We also discussed whether our recent 'cold snap' might be evidence of a slowing-down in the sun's activity, as suggested in recent research that linked low solar minimums to Europe's Little Ice Age in the seventeenth century. But my man in the Radio & Space Plasma Physics Group assures me that though the sun has been slow to 'awaken from its deep slumber', sun-spot activity has now quickened considerably. We may yet see the beautiful aurora this far south come the solar maximum of 2013. Watch this space ...


And the questions also led me to reflect on the science/arts collaboration that has me performing poems in a Physics & Astronomy lecture theatre. Darren Wright of the Radio & Space Plasma Physics Group spoke of how scientists like himself were interested in finding different ways of communicating with the wider community. His group have sponsored a number of artists like myself working on projects related to their auroral field of study. And from the events I've done at science festivals and venues like the Science Museum I can see there are some exciting approaches to engaging both adults and children in scientific discourse.
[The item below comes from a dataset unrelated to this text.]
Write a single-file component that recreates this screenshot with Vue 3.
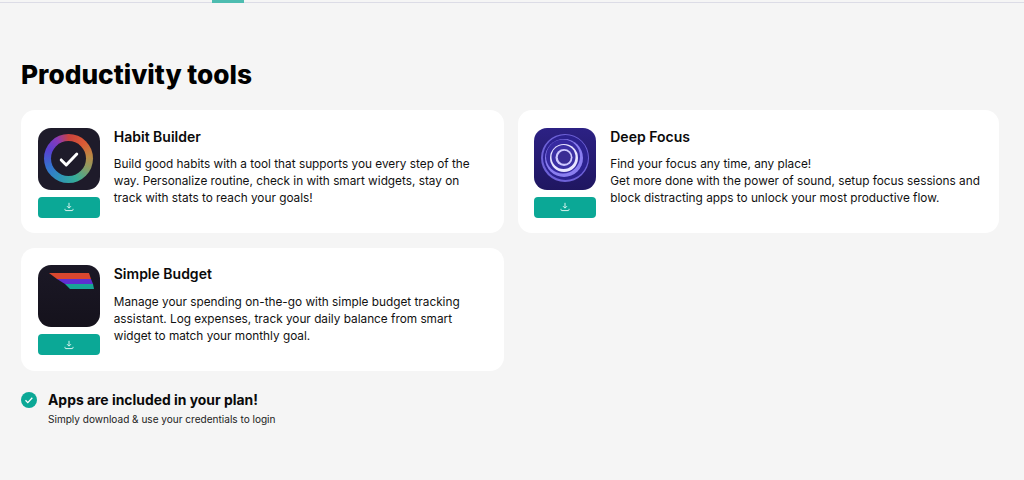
<script setup>
const conic = 'conic-gradient(from 0deg, #c8423f 0deg, #dc5a34 45deg, #b98a45 85deg, #8c9a62 115deg, #35ad98 160deg, #2f93b8 205deg, #3374cf 245deg, #5a3fd0 295deg, #8a3ab8 330deg, #c8423f 360deg)'
</script>

<template>
  <div class="page">
    <div class="topbar"><span class="tab"></span></div>
    <main class="content">
      <h1 class="title">Productivity tools</h1>
      <div class="grid">
        <article class="card">
          <div class="side">
            <div class="icon habit">
              <div class="ring" :style="{ background: conic }"><div class="ring-hole"></div></div>
              <svg class="check" viewBox="0 0 24 24" width="22" height="22"><path d="M3.500 13l5.500 5.500L20.500 6.500" fill="none" stroke="#fff" stroke-width="3.200" stroke-linecap="round" stroke-linejoin="round"/></svg>
            </div>
            <button class="dl"><svg viewBox="0 0 12 12" width="10" height="10"><path d="M6 1v6.200M3.600 5l2.400 2.400L8.400 5M1.200 8.200v1.200c0 .5.400.9.900.9h7.800c.5 0 .9-.4.900-.9V8.200" fill="none" stroke="#d7f3ee" stroke-width="1.200"/></svg></button>
          </div>
          <div class="body">
            <h2>Habit Builder</h2>
            <p>Build good habits with a tool that supports you every step of the way. Personalize routine, check in with smart widgets, stay on track with stats to reach your goals!</p>
          </div>
        </article>
        <article class="card">
          <div class="side">
            <div class="icon focus">
              <svg viewBox="0 0 62 62" width="62" height="62">
                <circle cx="31" cy="30" r="24" fill="#6e62d8"/>
                <circle cx="31.500" cy="29.500" r="22.500" fill="#2c2290"/>
                <circle cx="30" cy="30" r="19" fill="#8a7ef0"/>
                <circle cx="29" cy="28.500" r="17" fill="#362aa0"/>
                <circle cx="30" cy="30" r="14" fill="#e8e5ff"/>
                <circle cx="29.500" cy="29" r="12" fill="#3c30a4"/>
                <circle cx="30" cy="29.500" r="8.500" fill="#cfc9ff"/>
                <circle cx="30.300" cy="29.300" r="6.500" fill="#3a2c94"/>
              </svg>
            </div>
            <button class="dl"><svg viewBox="0 0 12 12" width="10" height="10"><path d="M6 1v6.200M3.600 5l2.400 2.400L8.400 5M1.200 8.200v1.200c0 .5.400.9.900.9h7.800c.5 0 .9-.4.900-.9V8.200" fill="none" stroke="#d7f3ee" stroke-width="1.200"/></svg></button>
          </div>
          <div class="body">
            <h2>Deep Focus</h2>
            <p>Find your focus any time, any place!<br>Get more done with the power of sound, setup focus sessions and block distracting apps to unlock your most productive flow.</p>
          </div>
        </article>
        <article class="card">
          <div class="side">
            <div class="icon budget">
              <svg viewBox="0 0 62 62" width="62" height="62">
                <polygon points="11,8 51,8 53,14 19,14" fill="#d9472f"/>
                <polygon points="19,14 53,14 55,19 27,19" fill="#5f2fd0"/>
                <polygon points="27,19 55,19 56,24 32,24" fill="#19a596"/>
              </svg>
            </div>
            <button class="dl"><svg viewBox="0 0 12 12" width="10" height="10"><path d="M6 1v6.200M3.600 5l2.400 2.400L8.400 5M1.200 8.200v1.200c0 .5.400.9.900.9h7.800c.5 0 .9-.4.900-.9V8.200" fill="none" stroke="#d7f3ee" stroke-width="1.200"/></svg></button>
          </div>
          <div class="body">
            <h2>Simple Budget</h2>
            <p>Manage your spending on-the-go with simple budget tracking assistant. Log expenses, track your daily balance from smart widget to match your monthly goal.</p>
          </div>
        </article>
      </div>
      <div class="note">
        <span class="badge"><svg viewBox="0 0 16 16" width="16" height="16"><path d="M4.500 8.300l2.300 2.300 4.500-4.800" fill="none" stroke="#fff" stroke-width="1.300"/></svg></span>
        <div>
          <div class="note-title">Apps are included in your plan!</div>
          <div class="note-sub">Simply download &amp; use your credentials to login</div>
        </div>
      </div>
    </main>
  </div>
</template>

<style>
html, body { margin: 0; background: #f5f5f5; }
</style>

<style scoped>
.page {
  height: 480px;
  overflow: hidden;
  background: #f5f5f5;
  font-family: "Inter", "Liberation Sans", sans-serif;
  color: #0a0a0a;
}
.topbar {
  height: 3px;
  border-bottom: 1px solid #dcdce6;
  box-sizing: border-box;
  padding-left: 212px;
}
.tab {
  display: block;
  width: 32px;
  height: 3px;
  background: #4dbcb0;
}
.content { padding: 0 25px 0 21px; }
.title {
  margin: 57px 0 19.750px;
  font-size: 26.250px;
  line-height: 30px;
  font-weight: 800;
  color: #000;
}
.grid {
  display: grid;
  grid-template-columns: 482.500px 481px;
  column-gap: 14px;
  row-gap: 14.750px;
}
.card {
  display: flex;
  height: 123px;
  box-sizing: border-box;
  padding: 17.750px 16px 0 16.750px;
  background: #fff;
  border-radius: 14px;
}
.side { width: 62px; flex: none; margin-right: 14px; }
.icon {
  position: relative;
  width: 62px;
  height: 62px;
  border-radius: 13px;
  overflow: hidden;
  display: flex;
  align-items: center;
  justify-content: center;
}
.habit { background: #1e1b2a; }
.ring {
  width: 49px;
  height: 49px;
  border-radius: 50%;
  display: flex;
  align-items: center;
  justify-content: center;
}
.ring-hole {
  width: 35px;
  height: 35px;
  border-radius: 50%;
  background: #1e1b2a;
}
.check { position: absolute; left: 20px; top: 20px; }
.focus { background: linear-gradient(180deg, #2c2184, #1f1660); }
.budget { background: linear-gradient(180deg, #1b1826, #15121c); }
.dl {
  display: flex;
  align-items: center;
  justify-content: center;
  width: 62px;
  height: 21px;
  margin-top: 7px;
  padding: 0;
  border: 0;
  border-radius: 4px;
  background: #0ba896;
}
.body { flex: 1; min-width: 0; }
h2 {
  margin: 0 0 10.500px;
  font-size: 14px;
  line-height: 18px;
  font-weight: 600;
}
p {
  margin: 0;
  font-size: 11.800px;
  line-height: 17px;
  color: #111;
}
.note {
  display: flex;
  gap: 11px;
  margin-top: 19.500px;
}
.badge {
  flex: none;
  width: 16px;
  height: 16px;
  margin-top: 2px;
  border-radius: 50%;
  background: #0ba896;
}
.badge svg { display: block; }
.note-title {
  font-size: 13.900px;
  line-height: 20px;
  font-weight: 700;
}
.note-sub {
  margin-top: 2px;
  font-size: 10.060px;
  line-height: 14px;
  color: #222;
}
</style>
As a writer, the challenge of finding a language to communicate complex scientific ideas in poetry and performance has proved very stimulating. It's stretched my literary voice and my skills as a storyteller and I love presenting this material to very diverse audiences from primary schoolchildren to astronomers. And the narrative journey of the Northern Lights has led me from the Arctic Circle out into space - a place I want to write about more in the future. From physics to poetry, aurora to story - the cross-overs continue to fascinate me.